--- Begin ---

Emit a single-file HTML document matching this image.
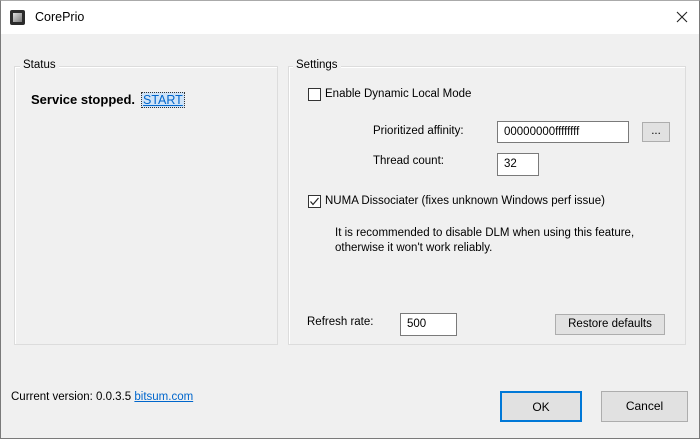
<!DOCTYPE html>
<html><head><style>
*{margin:0;padding:0;box-sizing:border-box}
body{width:700px;height:439px;overflow:hidden;background:#f0f0f0;font-family:"Liberation Sans",sans-serif;font-size:11.5px;color:#000;position:relative}
.a{position:absolute;white-space:nowrap}
.win{position:absolute;left:0;top:0;width:700px;height:439px;border:1px solid #7a7a7a;border-top-color:#aaa}
.title{position:absolute;left:1px;top:1px;width:698px;height:33px;background:#fff}
.grp{position:absolute;border:1px solid #dcdcdc;box-shadow:inset 1px 1px 0 #fff}
.lbl{background:#f0f0f0;padding:0 3px}
.inp{position:absolute;background:#fff;border:1px solid #7a7a7a;padding-left:6px;line-height:20px}
.btn{position:absolute;background:#e1e1e1;border:1px solid #adadad;text-align:center}
.cb{position:absolute;width:13px;height:13px;border:1px solid #333;background:#fff}
</style></head><body>
<div class="win"></div>
<div class="title"></div>
<div class="a" style="left:10px;top:10px;width:15px;height:15px;background:#2a2a2a;border-radius:2px"></div>
<div class="a" style="left:13px;top:13px;width:9px;height:9px;background:linear-gradient(135deg,#ddd,#777)"></div>
<div class="a" style="left:35px;top:10px;font-size:12.5px">CorePrio</div>
<svg class="a" style="left:676px;top:11px" width="12" height="12"><path d="M1 1L11 11M11 1L1 11" stroke="#222" stroke-width="1.1"/></svg>

<div class="grp" style="left:14px;top:66px;width:264px;height:279px"></div>
<div class="a lbl" style="left:20px;top:59px">Status</div>
<div class="a" style="left:31px;top:92px;font-weight:bold;font-size:13px">Service stopped.</div>
<div class="a" style="left:141px;top:92px;padding:0 1px;border:1px dotted #333;color:#0066cc;text-decoration:underline;font-size:12.5px;background:#cfe3f7">START</div>

<div class="grp" style="left:288px;top:66px;width:398px;height:279px"></div>
<div class="a lbl" style="left:293px;top:59px">Settings</div>
<div class="cb" style="left:308px;top:88px"></div>
<div class="a" style="left:325px;top:88px">Enable Dynamic Local Mode</div>
<div class="a" style="left:373px;top:125px">Prioritized affinity:</div>
<div class="inp" style="left:497px;top:121px;width:132px;height:22px">00000000ffffffff</div>
<div class="btn" style="left:642px;top:122px;width:28px;height:20px;line-height:16px">...</div>
<div class="a" style="left:373px;top:155px">Thread count:</div>
<div class="inp" style="left:497px;top:153px;width:42px;height:23px">32</div>
<div class="cb" style="left:308px;top:195px"></div>
<svg class="a" style="left:308px;top:195px" width="13" height="13"><path d="M2.5 6.5L5 9.5L10.5 3" fill="none" stroke="#222" stroke-width="1.2"/></svg>
<div class="a" style="left:325px;top:195px">NUMA Dissociater (fixes unknown Windows perf issue)</div>
<div class="a" style="left:335px;top:226px;line-height:15px">It is recommended to disable DLM when using this feature,<br>otherwise it won't work reliably.</div>
<div class="a" style="left:307px;top:316px">Refresh rate:</div>
<div class="inp" style="left:400px;top:313px;width:57px;height:23px">500</div>
<div class="btn" style="left:555px;top:314px;width:110px;height:21px;line-height:19px">Restore defaults</div>

<div class="a" style="left:11px;top:391px">Current version: 0.0.3.5 <span style="color:#0066cc;text-decoration:underline">bitsum.com</span></div>
<div class="btn" style="left:500px;top:391px;width:82px;height:31px;line-height:29px;border:2px solid #0078d7;font-size:12px">OK</div>
<div class="btn" style="left:601px;top:391px;width:87px;height:31px;line-height:29px;font-size:12px">Cancel</div>
</body></html>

--- End ---

Goal of the exercise >>
Pick out the lines that contain "this" and copy them.

Output below >>
Emit a single-file HTML document matching this image.
<div class="a" style="left:335px;top:226px;line-height:15px">It is recommended to disable DLM when using this feature,<br>otherwise it won't work reliably.</div>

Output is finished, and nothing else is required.